In the beginning . . . Adam walked with dinosaurs
By James Langton in New York
With its towering dinosaurs and a model of the Grand Canyon, America's
newest tourist attraction might look like the ideal destination for fans
of the film Jurassic Park.
The new multi-million-dollar Museum of Creation, which will open this
spring in Kentucky, will, however, be aimed not at film buffs, but at
the growing ranks of fundamentalist Christians in the United States.
It aims to promote the view that man was created in his present shape by
God, as the Bible states, rather than by a Darwinian process of
evolution, as scientists insist.
The centrepiece of the museum is a series of huge model dinosaurs, built
by the former head of design at Universal Studios, which are portrayed
as existing alongside man, contrary to received scientific opinion that
they lived millions of years apart.
Other exhibits include images of Adam and Eve, a model of Noah's Ark and
a planetarium demonstrating how God made the Earth in six days.
The museum, which has cost a mighty $25 million (£13 million) will be
the world's first significant natural history collection devoted to
creationist theory. It has been set up by Ken Ham, an Australian
evangelist, who runs Answers in Genesis, one of America's most prominent
creationist organisations. He said that his aim was to use tourism, and
the theme park's striking exhibits, to convert more people to the view
that the world and its creatures, including dinosaurs, were created by
God 6,000 years ago.
"We want people to be confronted by the dinosaurs," said Mr Ham. "It's
going to be a first class experience. Visitors are going to be hit by
the professionalism of this place. It is not going to be done in an
amateurish way. We are making a statement."

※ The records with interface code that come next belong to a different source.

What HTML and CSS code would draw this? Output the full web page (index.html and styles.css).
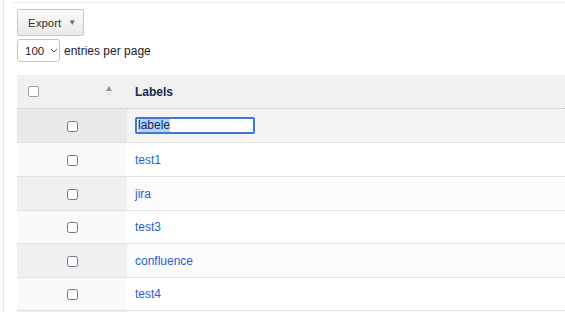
FILE: index.html
```html
<!DOCTYPE html>
<html>
<head>
<meta charset="utf-8">
<link rel="stylesheet" href="styles.css">
</head>
<body>
<div class="frame">
  <div class="topline"></div>
  <div class="content">
    <button class="export">Export <span class="caret">&#9660;</span></button>
    <div class="length">
      <div class="select"><span>100</span>
        <svg class="chev" width="8" height="5" viewBox="0 0 8 5"><path d="M1 1l3 3 3-3" fill="none" stroke="#555" stroke-width="1"/></svg>
      </div>
      <span class="len-label">entries per page</span>
    </div>
    <table class="grid">
      <thead>
        <tr>
          <th class="c1">
            <div class="head-c1">
              <span class="cb cb-head"></span>
              <svg class="sort" width="6" height="11" viewBox="0 0 6 11"><path d="M3 0L6 5H0z" fill="#8a92a3"/><path d="M3 11L0 6h6z" fill="#e2e4e8"/></svg>
            </div>
          </th>
          <th class="c2">Labels</th>
        </tr>
      </thead>
      <tbody>
        <tr class="odd editing">
          <td class="c1"><span class="cb"></span></td>
          <td class="c2"><div class="edit"><span class="sel">labele</span></div></td>
        </tr>
        <tr class="even"><td class="c1"><span class="cb"></span></td><td class="c2"><a href="#">test1</a></td></tr>
        <tr class="odd"><td class="c1"><span class="cb"></span></td><td class="c2"><a href="#">jira</a></td></tr>
        <tr class="even short"><td class="c1"><span class="cb"></span></td><td class="c2"><a href="#">test3</a></td></tr>
        <tr class="odd"><td class="c1"><span class="cb"></span></td><td class="c2"><a href="#">confluence</a></td></tr>
        <tr class="even short"><td class="c1"><span class="cb"></span></td><td class="c2"><a href="#">test4</a></td></tr>
        <tr class="odd"><td class="c1"></td><td class="c2"></td></tr>
      </tbody>
    </table>
  </div>
</div>
</body>
</html>
```
FILE: styles.css
```css
html, body {
  margin: 0;
  padding: 0;
  background: #fff;
  overflow: hidden;
  width: 565px;
  height: 318px;
}
body {
  font-family: "Liberation Sans", Arial, sans-serif;
  color: #172b4d;
}
.frame {
  margin-left: 3px;
  border-left: 1px solid #e6e6e6;
  height: 312px;
  overflow: hidden;
}
.topline {
  margin: 2px 0 0 9px;
  border-top: 1px solid #ececec;
}
.content {
  padding: 6px 0 0 13px;
}
.export {
  display: flex;
  align-items: center;
  width: 67px;
  height: 27px;
  padding: 0 0 0 10px;
  border: 1px solid #c8c8c8;
  border-radius: 2px;
  background: linear-gradient(#fafafa, #e9e9e9);
  font-family: "Liberation Sans", Arial, sans-serif;
  font-size: 11.5px;
  color: #333;
}
.caret {
  font-size: 8px;
  color: #666;
  margin-left: 7px;
}
.length {
  display: flex;
  align-items: center;
  margin-top: 3px;
  height: 23px;
}
.select {
  box-sizing: border-box;
  display: flex;
  align-items: center;
  width: 43px;
  height: 23px;
  padding-left: 7px;
  border: 1px solid #c6c6c6;
  border-radius: 3px;
  font-size: 11.5px;
  color: #222;
}
.chev {
  margin-left: 6px;
}
.len-label {
  margin-left: 4px;
  font-size: 12px;
  color: #222;
}
.grid {
  margin-top: 13px;
  width: 560px;
  border-collapse: collapse;
  font-size: 12px;
}
.grid th {
  height: 33px;
  padding: 0;
  background: #f1f1f1;
  border-bottom: 1px dotted #c4c4c4;
  text-align: left;
  font-weight: bold;
  font-size: 12px;
  color: #172b4d;
}
.grid th.c2 {
  padding-left: 8px;
}
.head-c1 {
  display: flex;
  align-items: center;
  justify-content: space-between;
  padding: 0 15px 0 11px;
}
.c1 {
  width: 110px;
  text-align: center;
}
.grid td {
  height: 33px;
  padding: 0;
  border-bottom: 1px solid #e1e1e1;
  vertical-align: middle;
}
.grid tr.short td {
  height: 32px;
}
.grid td.c2 {
  padding-left: 8px;
}
.odd td.c1 { background: #f0f0f0; }
.odd td.c2 { background: #fbfbfb; }
.even td.c1 { background: #fafafa; }
.even td.c2 { background: #fff; }
.editing td.c1 { background: #e9e9e9; }
.editing td.c2 { background: #f4f4f4; }
.cb {
  display: inline-block;
  box-sizing: border-box;
  width: 11px;
  height: 11px;
  border: 1.5px solid #6b778c;
  border-radius: 2.5px;
  background: #fff;
  vertical-align: middle;
}
.cb-head {
  border: 1px solid #9aa0aa;
  border-radius: 2px;
}
.sort {
  display: block;
}
.grid a {
  color: #1f5fd0;
  text-decoration: none;
}
.edit {
  box-sizing: border-box;
  width: 120px;
  height: 17px;
  border: 2px solid #3b78d8;
  border-radius: 2px;
  background: #fff;
  display: flex;
  align-items: center;
  padding-left: 1px;
  font-size: 12px;
  color: #172b4d;
}
.sel {
  background: #b3d3f9;
  line-height: 13px;
}
```
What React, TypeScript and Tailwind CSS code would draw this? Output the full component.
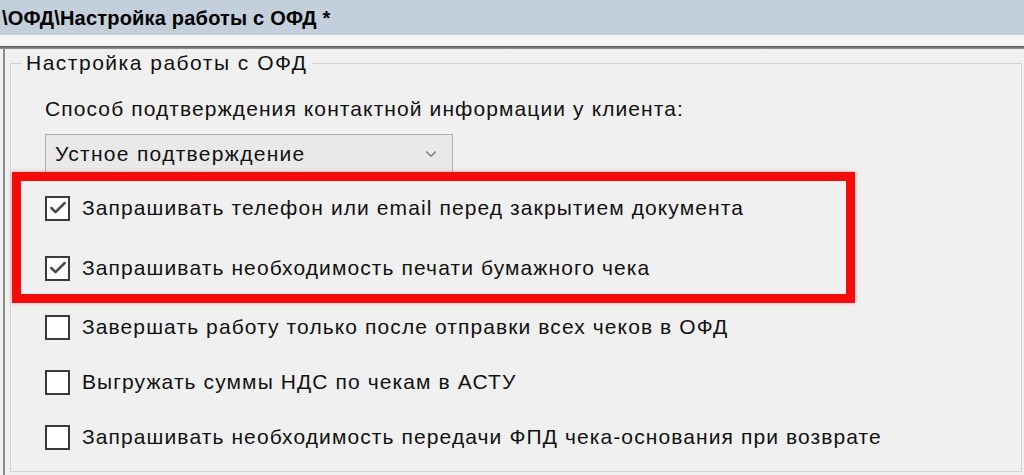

The museum's main building was completed recently, and work on the
entrance exhibit starts this week. The first phase of the museum, which
lies on a 47-acre site 10 miles from Cincinatti on the border of
Kentucky and Ohio, will open in the spring.
Market research companies hired by the museum are predicting at least
300,000 visitors in the first year, who will pay $10 (£5.80) each.
Among the projects still to be finished is a reconstruction of the Grand
Canyon, purportedly formed by the swirling waters of the Great Flood -
where visitors will "gape" at the bones of dinosaurs that "hint of a
terrible catastrophe", according to the museum's publicity.
Mr Ham is particularly proud of a planned reconstruction of the interior
of Noah's Ark. "You will hear the water lapping, feel the Ark rocking
and perhaps even hear people outside screaming," he said.
More controversial exhibits deal with diseases and famine, which are
portrayed not as random disasters, but as the result of mankind's sin.
Mr Ham's Answers in Genesis movement blames the 1999 massacre at
Columbine High School in Colorado, in which two teenagers killed 12
classmates and a teacher before killing themselves, on evolutionist
teaching, claiming that the perpetrators believed in Darwin's survival
of the fittest.
Other exhibits in the museum will blame homosexuals for Aids. In a
"Bible Authority Room" visitors are warned: "Everyone who rejects his
history - including six-day creation and Noah's flood - is `wilfully'
Elsewhere, animated figures will be used to recreate the Garden of Eden,
while in another room, visitors will see a tyrannosaurus rex pursuing
Adam and Eve after their fall from grace. "That's the real terror that
Adam's sin unleashed," visitors will be warned.
A display showing ancient Babylon will deal with the Tower of Babel and
"unravel the origin of so-called races'', while the final section will
show the life of Christ, as an animated angel proclaims the coming of
the Saviour and a 3D depiction of the crucifixion.
In keeping with modern museum trends, there will also be a cafe with a
terrace to "breathe in the fresh air of God's creation'', and a shop
"crammed'' with creationist souvenirs, including T-shirts and books such
as A is for Adam and Dinky Dinosaur: Creation Days.
The museum's opening will reinforce the burgeoning creationist movement
and evangelical Christianity in the US, which gained further strength
with the re-election of President Bush in November.
Followers of creationism have been pushing for their theories to be
reintegrated into American schoolroom teaching ever since the celebrated
1925 "Scopes Monkey Trial", when US courts upheld the right of a teacher
to use textbooks that included evolutionary theory.
In 1987, the US Supreme Court reinforced that position by banning the
teaching of creationism in public schools on the grounds of laws that
separate state and Church.
Since then, however, many schools - particularly in America's religious
Deep South - have got around the ban by teaching the theory of
"intelligent design", which claims that evolutionary ideas alone still
leave large gaps in understanding.
"Since President Bush's re-election we have been getting more membership
applications than we can handle,'' said Mr Ham, who expects not just the
devout, but also the curious, to flock through the turnstiles. "The
evolutionary elite will be getting a wake-up call."